• [Record excerpts]:
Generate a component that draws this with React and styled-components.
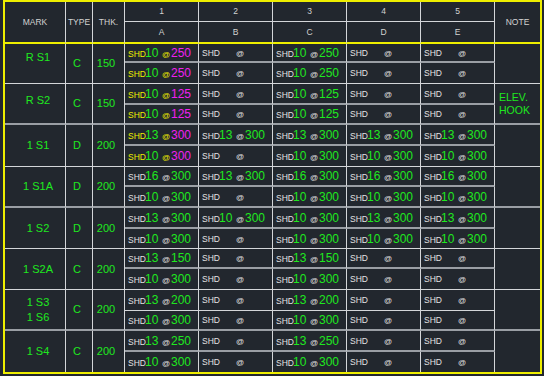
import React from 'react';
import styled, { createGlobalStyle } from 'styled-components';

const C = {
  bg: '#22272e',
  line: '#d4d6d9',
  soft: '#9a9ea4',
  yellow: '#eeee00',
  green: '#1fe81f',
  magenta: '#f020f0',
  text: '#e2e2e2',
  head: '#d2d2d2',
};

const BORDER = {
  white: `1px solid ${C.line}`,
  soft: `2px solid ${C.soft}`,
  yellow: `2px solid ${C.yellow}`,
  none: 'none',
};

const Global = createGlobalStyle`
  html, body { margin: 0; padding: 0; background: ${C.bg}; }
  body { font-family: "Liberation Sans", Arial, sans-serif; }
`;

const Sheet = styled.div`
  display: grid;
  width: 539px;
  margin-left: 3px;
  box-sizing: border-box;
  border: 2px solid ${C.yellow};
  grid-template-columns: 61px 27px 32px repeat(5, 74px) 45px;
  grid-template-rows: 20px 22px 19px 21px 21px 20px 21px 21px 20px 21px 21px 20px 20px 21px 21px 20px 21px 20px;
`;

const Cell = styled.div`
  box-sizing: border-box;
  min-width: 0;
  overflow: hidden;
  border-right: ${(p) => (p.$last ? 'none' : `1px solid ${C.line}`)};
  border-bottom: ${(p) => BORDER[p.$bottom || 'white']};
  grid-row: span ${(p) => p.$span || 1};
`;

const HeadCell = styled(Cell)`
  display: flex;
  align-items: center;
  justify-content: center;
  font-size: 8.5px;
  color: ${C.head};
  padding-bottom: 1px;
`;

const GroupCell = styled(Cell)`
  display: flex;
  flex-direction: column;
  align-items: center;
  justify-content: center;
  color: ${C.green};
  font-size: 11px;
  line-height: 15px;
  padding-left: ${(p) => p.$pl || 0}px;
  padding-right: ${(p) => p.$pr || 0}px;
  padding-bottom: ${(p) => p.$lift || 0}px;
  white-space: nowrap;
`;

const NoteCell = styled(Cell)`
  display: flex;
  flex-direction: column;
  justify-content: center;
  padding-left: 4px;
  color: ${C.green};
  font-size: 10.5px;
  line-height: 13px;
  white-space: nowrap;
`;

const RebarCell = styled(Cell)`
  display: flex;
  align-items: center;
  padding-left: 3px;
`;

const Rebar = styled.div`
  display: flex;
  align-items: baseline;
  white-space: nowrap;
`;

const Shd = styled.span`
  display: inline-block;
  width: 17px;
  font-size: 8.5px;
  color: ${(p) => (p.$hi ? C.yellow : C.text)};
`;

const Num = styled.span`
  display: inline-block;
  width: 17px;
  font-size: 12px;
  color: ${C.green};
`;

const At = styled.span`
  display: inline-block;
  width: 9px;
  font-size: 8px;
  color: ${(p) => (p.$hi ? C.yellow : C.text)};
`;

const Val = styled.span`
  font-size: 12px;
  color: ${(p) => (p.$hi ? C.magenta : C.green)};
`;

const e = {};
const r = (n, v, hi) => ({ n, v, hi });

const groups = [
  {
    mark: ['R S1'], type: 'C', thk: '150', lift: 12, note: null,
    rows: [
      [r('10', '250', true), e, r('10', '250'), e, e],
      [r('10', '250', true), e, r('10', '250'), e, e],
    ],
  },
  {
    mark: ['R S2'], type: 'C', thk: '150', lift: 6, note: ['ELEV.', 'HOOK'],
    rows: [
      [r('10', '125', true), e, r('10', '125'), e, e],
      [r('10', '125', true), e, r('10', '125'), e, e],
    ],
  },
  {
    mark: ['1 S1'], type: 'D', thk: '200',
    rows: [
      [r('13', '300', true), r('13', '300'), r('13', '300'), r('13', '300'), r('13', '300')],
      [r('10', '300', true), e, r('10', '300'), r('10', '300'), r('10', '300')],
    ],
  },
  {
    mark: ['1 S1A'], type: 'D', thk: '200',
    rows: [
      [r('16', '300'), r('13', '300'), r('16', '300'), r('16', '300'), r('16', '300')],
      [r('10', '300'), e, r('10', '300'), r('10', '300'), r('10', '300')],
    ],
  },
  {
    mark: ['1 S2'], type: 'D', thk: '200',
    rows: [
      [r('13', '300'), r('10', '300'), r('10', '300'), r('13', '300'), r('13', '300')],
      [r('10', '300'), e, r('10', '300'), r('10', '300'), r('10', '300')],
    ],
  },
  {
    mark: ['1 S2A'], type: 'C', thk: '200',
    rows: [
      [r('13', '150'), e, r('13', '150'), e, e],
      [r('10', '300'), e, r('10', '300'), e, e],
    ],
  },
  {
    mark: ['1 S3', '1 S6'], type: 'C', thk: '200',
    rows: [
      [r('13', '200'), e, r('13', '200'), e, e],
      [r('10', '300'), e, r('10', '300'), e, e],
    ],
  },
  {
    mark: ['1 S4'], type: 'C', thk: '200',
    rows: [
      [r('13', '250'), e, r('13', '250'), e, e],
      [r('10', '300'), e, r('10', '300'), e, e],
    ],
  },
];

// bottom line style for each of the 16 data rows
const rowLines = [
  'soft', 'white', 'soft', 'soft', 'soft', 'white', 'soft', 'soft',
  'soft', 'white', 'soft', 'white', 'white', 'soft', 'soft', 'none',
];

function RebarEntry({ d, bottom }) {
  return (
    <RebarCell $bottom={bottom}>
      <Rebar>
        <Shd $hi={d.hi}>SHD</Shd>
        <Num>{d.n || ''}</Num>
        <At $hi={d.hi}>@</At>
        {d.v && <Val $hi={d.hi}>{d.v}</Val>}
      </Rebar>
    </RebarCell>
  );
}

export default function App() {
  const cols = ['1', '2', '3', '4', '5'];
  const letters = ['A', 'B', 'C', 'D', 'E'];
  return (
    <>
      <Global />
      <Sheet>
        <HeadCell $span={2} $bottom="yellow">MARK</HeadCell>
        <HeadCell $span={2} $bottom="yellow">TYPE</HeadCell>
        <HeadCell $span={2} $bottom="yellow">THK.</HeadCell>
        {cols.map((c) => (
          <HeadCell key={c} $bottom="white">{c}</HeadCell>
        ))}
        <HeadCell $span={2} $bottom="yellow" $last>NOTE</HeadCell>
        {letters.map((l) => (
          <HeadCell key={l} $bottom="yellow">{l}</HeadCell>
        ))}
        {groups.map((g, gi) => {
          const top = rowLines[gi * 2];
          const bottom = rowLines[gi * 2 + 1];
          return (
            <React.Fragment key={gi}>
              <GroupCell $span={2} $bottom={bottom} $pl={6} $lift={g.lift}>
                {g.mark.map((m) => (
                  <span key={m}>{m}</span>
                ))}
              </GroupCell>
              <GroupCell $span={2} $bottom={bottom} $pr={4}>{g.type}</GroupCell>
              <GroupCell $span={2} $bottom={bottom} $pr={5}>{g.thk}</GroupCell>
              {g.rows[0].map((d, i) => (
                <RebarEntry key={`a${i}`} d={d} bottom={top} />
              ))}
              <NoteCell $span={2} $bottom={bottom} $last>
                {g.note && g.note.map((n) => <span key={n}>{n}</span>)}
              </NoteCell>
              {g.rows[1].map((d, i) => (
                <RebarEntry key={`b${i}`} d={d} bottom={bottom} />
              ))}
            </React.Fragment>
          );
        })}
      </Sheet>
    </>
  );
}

--

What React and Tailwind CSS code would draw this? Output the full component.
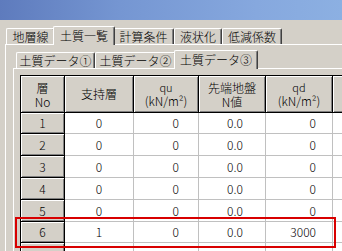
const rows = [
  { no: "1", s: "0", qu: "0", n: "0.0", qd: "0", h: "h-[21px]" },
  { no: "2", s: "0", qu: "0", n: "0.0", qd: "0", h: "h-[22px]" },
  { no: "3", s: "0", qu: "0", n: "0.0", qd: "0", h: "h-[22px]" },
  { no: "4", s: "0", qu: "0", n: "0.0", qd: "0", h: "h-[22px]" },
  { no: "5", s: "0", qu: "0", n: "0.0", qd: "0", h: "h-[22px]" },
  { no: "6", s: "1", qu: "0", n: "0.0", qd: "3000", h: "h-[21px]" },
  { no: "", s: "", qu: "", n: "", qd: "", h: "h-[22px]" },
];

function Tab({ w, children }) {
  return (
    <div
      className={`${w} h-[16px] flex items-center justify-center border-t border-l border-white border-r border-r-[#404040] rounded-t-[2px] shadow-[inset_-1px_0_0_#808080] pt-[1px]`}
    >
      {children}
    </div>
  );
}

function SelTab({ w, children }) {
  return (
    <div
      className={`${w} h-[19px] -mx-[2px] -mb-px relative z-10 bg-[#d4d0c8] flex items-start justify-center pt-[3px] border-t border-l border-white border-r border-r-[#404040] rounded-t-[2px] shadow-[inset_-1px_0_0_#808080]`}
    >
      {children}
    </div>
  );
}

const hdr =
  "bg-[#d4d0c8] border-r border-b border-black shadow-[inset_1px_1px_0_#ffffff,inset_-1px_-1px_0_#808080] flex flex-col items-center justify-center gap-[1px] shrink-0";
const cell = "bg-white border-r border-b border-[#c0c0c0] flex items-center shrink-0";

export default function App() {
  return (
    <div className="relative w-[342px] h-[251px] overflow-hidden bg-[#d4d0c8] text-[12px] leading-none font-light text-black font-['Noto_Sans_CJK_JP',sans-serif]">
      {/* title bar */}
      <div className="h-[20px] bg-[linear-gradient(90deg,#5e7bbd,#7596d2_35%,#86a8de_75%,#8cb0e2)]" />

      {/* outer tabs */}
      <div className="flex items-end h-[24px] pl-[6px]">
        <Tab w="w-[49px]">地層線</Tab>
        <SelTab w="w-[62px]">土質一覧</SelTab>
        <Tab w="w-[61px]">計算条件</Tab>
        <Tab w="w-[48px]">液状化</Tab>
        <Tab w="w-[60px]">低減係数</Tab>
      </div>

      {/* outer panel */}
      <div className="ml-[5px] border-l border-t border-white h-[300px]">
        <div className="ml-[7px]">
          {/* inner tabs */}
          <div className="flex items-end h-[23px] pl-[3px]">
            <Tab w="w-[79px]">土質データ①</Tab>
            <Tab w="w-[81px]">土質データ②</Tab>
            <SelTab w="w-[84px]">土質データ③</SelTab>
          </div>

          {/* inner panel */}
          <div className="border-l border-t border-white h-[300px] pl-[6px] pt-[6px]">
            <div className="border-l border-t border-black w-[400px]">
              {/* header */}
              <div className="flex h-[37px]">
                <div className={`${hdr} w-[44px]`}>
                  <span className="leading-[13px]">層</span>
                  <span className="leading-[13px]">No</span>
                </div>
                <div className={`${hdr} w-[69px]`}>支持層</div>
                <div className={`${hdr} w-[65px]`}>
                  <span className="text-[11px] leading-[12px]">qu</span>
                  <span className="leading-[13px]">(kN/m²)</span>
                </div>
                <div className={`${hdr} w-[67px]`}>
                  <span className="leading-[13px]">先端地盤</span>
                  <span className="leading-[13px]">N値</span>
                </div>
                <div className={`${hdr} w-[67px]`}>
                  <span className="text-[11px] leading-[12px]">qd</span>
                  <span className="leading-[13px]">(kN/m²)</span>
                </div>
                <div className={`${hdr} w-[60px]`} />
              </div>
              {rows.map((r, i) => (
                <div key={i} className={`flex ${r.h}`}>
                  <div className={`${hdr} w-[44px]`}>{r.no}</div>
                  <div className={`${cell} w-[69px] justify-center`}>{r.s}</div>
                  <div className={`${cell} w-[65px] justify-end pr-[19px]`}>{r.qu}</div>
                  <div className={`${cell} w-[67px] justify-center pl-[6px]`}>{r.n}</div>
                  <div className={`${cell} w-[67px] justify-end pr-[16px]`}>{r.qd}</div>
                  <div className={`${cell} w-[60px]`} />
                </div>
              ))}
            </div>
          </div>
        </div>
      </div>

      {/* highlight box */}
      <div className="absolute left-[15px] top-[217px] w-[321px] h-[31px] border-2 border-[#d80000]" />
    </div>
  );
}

==

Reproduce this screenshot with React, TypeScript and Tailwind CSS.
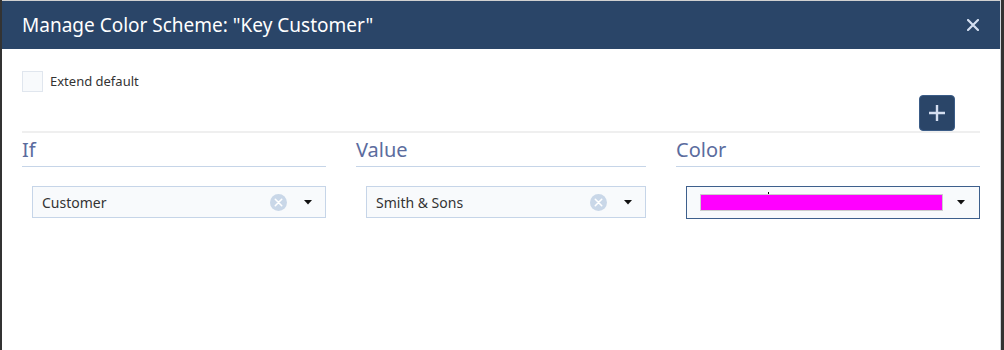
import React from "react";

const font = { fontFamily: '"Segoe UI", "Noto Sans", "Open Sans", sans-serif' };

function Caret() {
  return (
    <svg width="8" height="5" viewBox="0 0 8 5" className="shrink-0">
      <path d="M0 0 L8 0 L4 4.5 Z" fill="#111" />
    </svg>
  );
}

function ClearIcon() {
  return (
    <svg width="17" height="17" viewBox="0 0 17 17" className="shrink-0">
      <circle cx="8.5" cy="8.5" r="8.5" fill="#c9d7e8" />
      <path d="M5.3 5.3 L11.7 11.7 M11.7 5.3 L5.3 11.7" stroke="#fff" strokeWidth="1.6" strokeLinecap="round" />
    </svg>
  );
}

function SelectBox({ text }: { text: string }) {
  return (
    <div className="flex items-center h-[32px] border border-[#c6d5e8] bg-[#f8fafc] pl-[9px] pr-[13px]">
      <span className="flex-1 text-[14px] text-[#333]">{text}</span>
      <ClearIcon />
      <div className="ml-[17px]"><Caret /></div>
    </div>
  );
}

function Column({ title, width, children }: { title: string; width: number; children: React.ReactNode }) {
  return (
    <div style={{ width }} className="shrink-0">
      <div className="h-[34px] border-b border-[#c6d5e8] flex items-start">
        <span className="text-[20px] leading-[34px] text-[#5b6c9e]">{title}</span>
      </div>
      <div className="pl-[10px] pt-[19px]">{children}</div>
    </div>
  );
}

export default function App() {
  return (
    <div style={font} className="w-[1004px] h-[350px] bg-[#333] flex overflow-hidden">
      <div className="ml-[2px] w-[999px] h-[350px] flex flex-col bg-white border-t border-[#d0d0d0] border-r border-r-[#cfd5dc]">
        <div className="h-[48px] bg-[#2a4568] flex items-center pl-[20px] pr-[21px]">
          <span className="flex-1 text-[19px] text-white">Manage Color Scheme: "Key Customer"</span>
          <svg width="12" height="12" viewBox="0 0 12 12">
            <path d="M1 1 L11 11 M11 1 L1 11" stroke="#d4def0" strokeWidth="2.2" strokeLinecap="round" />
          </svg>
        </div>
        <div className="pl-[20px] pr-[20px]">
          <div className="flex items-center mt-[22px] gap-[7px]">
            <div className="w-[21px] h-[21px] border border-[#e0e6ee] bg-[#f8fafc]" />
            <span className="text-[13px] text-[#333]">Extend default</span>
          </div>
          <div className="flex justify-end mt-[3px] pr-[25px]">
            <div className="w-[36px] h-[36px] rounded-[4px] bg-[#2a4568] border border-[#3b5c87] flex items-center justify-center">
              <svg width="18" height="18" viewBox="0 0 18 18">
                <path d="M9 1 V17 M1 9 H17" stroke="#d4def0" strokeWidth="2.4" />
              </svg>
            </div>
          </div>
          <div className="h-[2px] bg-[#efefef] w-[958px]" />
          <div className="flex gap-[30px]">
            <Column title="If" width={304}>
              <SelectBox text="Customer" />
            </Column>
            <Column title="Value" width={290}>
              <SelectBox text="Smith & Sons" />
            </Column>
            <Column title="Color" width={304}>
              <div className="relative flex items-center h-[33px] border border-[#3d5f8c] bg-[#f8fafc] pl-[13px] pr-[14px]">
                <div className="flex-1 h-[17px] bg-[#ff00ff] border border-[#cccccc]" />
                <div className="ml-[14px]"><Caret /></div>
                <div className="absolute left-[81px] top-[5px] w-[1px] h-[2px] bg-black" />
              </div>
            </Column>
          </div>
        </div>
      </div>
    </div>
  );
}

• [Objective]: Lines holding the word "components" in the entries above are the ones to pull out. Copy them all.

• [Task solution]:
Generate a component that draws this with React and styled-components.
import styled, { createGlobalStyle } from 'styled-components';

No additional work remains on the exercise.